**Source material**.

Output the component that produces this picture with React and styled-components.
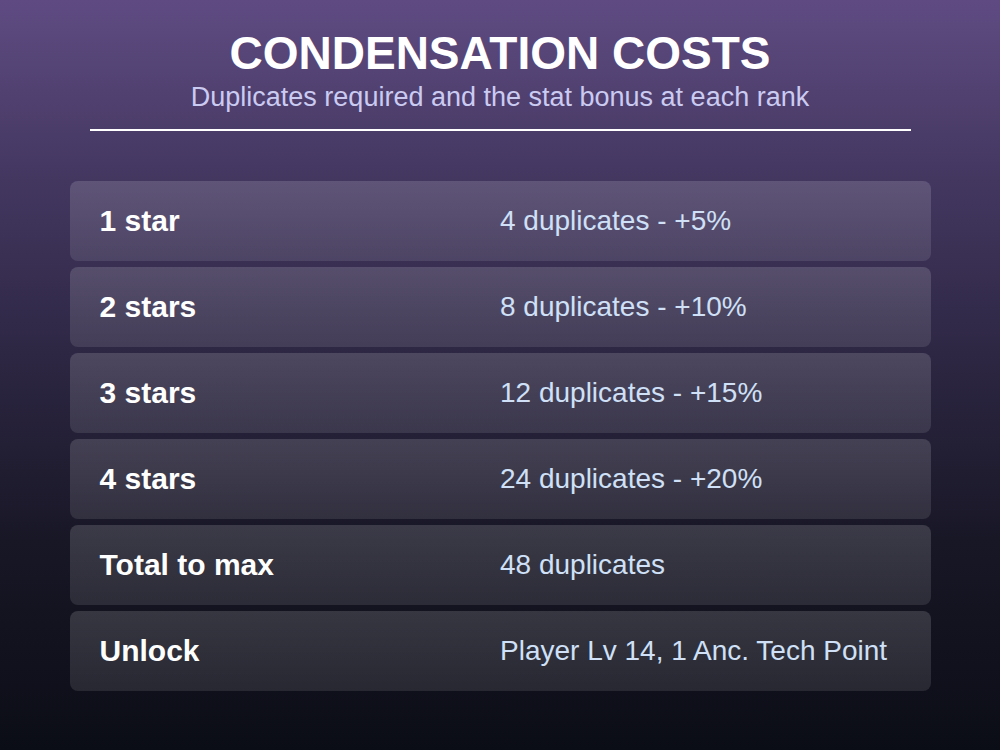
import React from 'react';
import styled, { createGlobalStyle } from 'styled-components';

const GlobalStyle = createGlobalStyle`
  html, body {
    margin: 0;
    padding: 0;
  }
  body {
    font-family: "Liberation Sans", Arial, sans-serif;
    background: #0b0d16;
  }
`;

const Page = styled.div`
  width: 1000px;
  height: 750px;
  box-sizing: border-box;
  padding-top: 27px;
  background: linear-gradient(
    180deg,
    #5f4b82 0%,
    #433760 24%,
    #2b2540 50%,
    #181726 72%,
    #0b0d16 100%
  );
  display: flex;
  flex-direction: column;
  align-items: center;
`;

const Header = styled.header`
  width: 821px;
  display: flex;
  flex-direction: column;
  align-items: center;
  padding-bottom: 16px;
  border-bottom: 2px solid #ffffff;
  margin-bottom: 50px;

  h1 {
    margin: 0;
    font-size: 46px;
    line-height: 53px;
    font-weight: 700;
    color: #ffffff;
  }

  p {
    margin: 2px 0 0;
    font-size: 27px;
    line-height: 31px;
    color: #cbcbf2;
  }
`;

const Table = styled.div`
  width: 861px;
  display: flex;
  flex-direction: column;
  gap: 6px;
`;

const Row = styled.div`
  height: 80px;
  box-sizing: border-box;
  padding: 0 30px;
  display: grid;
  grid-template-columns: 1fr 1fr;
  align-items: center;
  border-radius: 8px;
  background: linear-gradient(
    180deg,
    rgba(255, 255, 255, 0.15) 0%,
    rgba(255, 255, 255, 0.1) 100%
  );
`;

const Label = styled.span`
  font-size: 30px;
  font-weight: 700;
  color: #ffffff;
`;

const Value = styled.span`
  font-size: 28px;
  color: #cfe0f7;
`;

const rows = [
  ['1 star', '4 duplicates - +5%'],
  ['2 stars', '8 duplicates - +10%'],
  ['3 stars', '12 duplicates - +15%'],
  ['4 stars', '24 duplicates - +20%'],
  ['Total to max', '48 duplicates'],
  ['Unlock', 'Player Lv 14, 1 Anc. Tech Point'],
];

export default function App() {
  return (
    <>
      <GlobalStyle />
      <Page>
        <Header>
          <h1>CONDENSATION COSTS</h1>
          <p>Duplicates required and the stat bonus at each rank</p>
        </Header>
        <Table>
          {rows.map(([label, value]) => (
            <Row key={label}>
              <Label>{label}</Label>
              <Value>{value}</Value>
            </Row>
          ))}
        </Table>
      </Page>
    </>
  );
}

**Stated task**.
Reproduce the listing above exactly, excluding all pictures.

**Exercise response**.
Output the component that produces this picture with React and styled-components.
import React from 'react';
import styled, { createGlobalStyle } from 'styled-components';

const GlobalStyle = createGlobalStyle`
  html, body {
    margin: 0;
    padding: 0;
  }
  body {
    font-family: "Liberation Sans", Arial, sans-serif;
    background: #0b0d16;
  }
`;

const Page = styled.div`
  width: 1000px;
  height: 750px;
  box-sizing: border-box;
  padding-top: 27px;
  background: linear-gradient(
    180deg,
    #5f4b82 0%,
    #433760 24%,
    #2b2540 50%,
    #181726 72%,
    #0b0d16 100%
  );
  display: flex;
  flex-direction: column;
  align-items: center;
`;

const Header = styled.header`
  width: 821px;
  display: flex;
  flex-direction: column;
  align-items: center;
  padding-bottom: 16px;
  border-bottom: 2px solid #ffffff;
  margin-bottom: 50px;

  h1 {
    margin: 0;
    font-size: 46px;
    line-height: 53px;
    font-weight: 700;
    color: #ffffff;
  }

  p {
    margin: 2px 0 0;
    font-size: 27px;
    line-height: 31px;
    color: #cbcbf2;
  }
`;

const Table = styled.div`
  width: 861px;
  display: flex;
  flex-direction: column;
  gap: 6px;
`;

const Row = styled.div`
  height: 80px;
  box-sizing: border-box;
  padding: 0 30px;
  display: grid;
  grid-template-columns: 1fr 1fr;
  align-items: center;
  border-radius: 8px;
  background: linear-gradient(
    180deg,
    rgba(255, 255, 255, 0.15) 0%,
    rgba(255, 255, 255, 0.1) 100%
  );
`;

const Label = styled.span`
  font-size: 30px;
  font-weight: 700;
  color: #ffffff;
`;

const Value = styled.span`
  font-size: 28px;
  color: #cfe0f7;
`;

const rows = [
  ['1 star', '4 duplicates - +5%'],
  ['2 stars', '8 duplicates - +10%'],
  ['3 stars', '12 duplicates - +15%'],
  ['4 stars', '24 duplicates - +20%'],
  ['Total to max', '48 duplicates'],
  ['Unlock', 'Player Lv 14, 1 Anc. Tech Point'],
];

export default function App() {
  return (
    <>
      <GlobalStyle />
      <Page>
        <Header>
          <h1>CONDENSATION COSTS</h1>
          <p>Duplicates required and the stat bonus at each rank</p>
        </Header>
        <Table>
          {rows.map(([label, value]) => (
            <Row key={label}>
              <Label>{label}</Label>
              <Value>{value}</Value>
            </Row>
          ))}
        </Table>
      </Page>
    </>
  );
}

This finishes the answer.